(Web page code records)

......

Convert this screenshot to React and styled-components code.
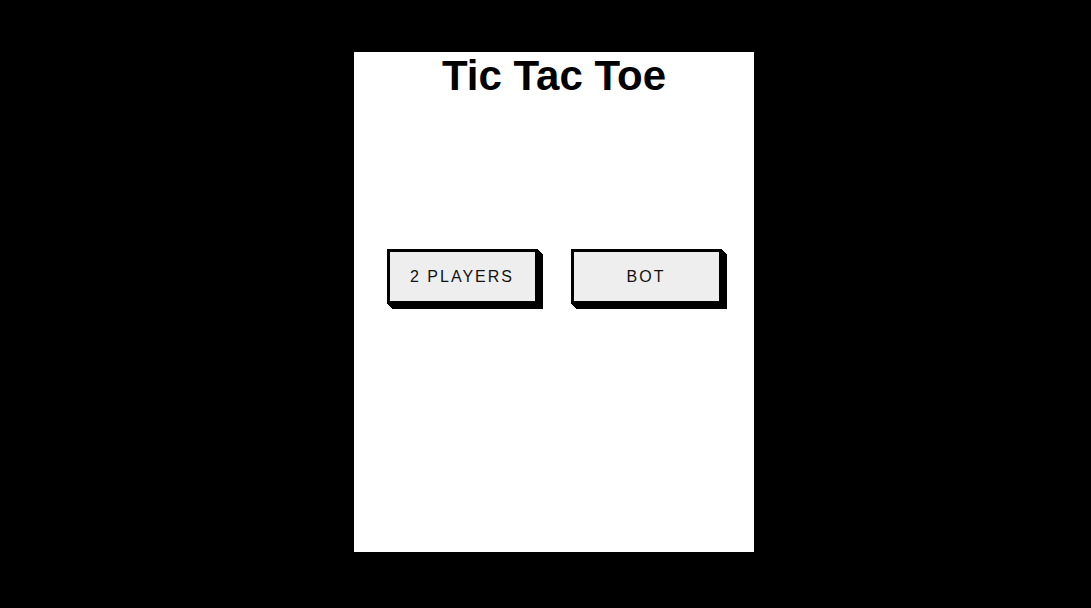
import React from 'react';
import styled, { createGlobalStyle } from 'styled-components';

const GlobalStyle = createGlobalStyle`
  html, body {
    margin: 0;
    padding: 0;
    background: #000;
  }
  body {
    font-family: "Liberation Sans", Arial, sans-serif;
  }
`;

const Page = styled.div`
  width: 100%;
  height: 608px;
  background: #000;
  padding: 52px 0 0 354px;
  box-sizing: border-box;
`;

const Panel = styled.div`
  width: 400px;
  height: 500px;
  background: #fff;
  display: flex;
  flex-direction: column;
  align-items: center;
`;

const Title = styled.h1`
  margin: 0;
  font-size: 42px;
  line-height: 48px;
  font-weight: 700;
  color: #000;
`;

const ButtonRow = styled.div`
  display: flex;
  gap: 33px;
  margin-top: 149px;
`;

const ModeButton = styled.button`
  width: 151px;
  height: 55px;
  box-sizing: border-box;
  border: 3px solid #000;
  background: #eee;
  box-shadow: 1px 1px 0 #000, 2px 2px 0 #000, 3px 3px 0 #000, 4px 4px 0 #000,
    5px 5px 0 #000;
  font-family: "Liberation Sans", Arial, sans-serif;
  font-size: 16px;
  letter-spacing: 2px;
  color: #111;
  text-transform: uppercase;
  cursor: pointer;
  padding: 0;
`;

export default function App() {
  return (
    <>
      <GlobalStyle />
      <Page>
        <Panel>
          <Title>Tic Tac Toe</Title>
          <ButtonRow>
            <ModeButton>2 Players</ModeButton>
            <ModeButton>Bot</ModeButton>
          </ButtonRow>
        </Panel>
      </Page>
    </>
  );
}
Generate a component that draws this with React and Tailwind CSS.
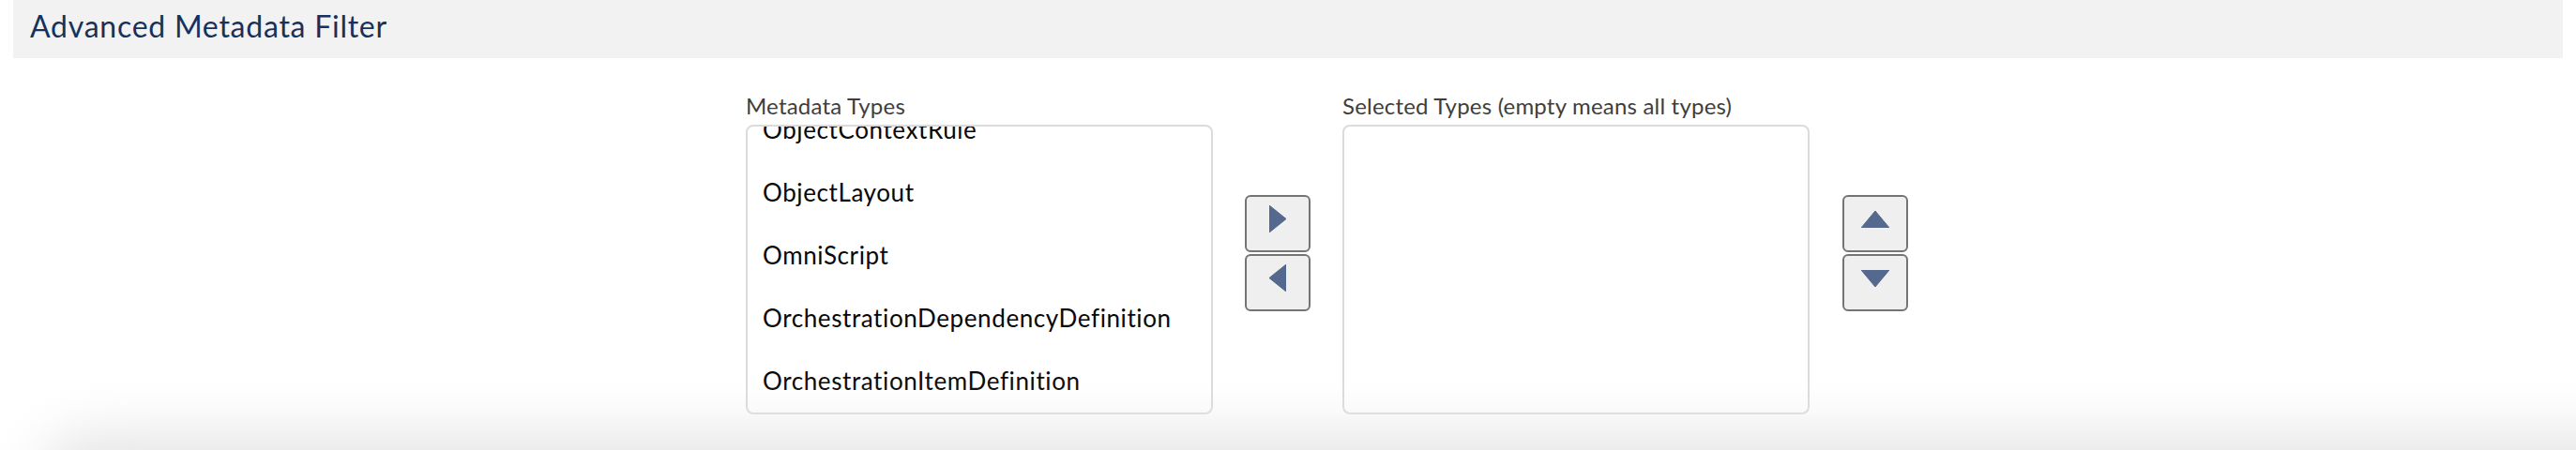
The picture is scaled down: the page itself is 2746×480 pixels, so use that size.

......

PROBLEM DETAILS:
Find how many lines in the listing contain the word "React" and give that count alone.

RESPONSE TO THIS TASK:
3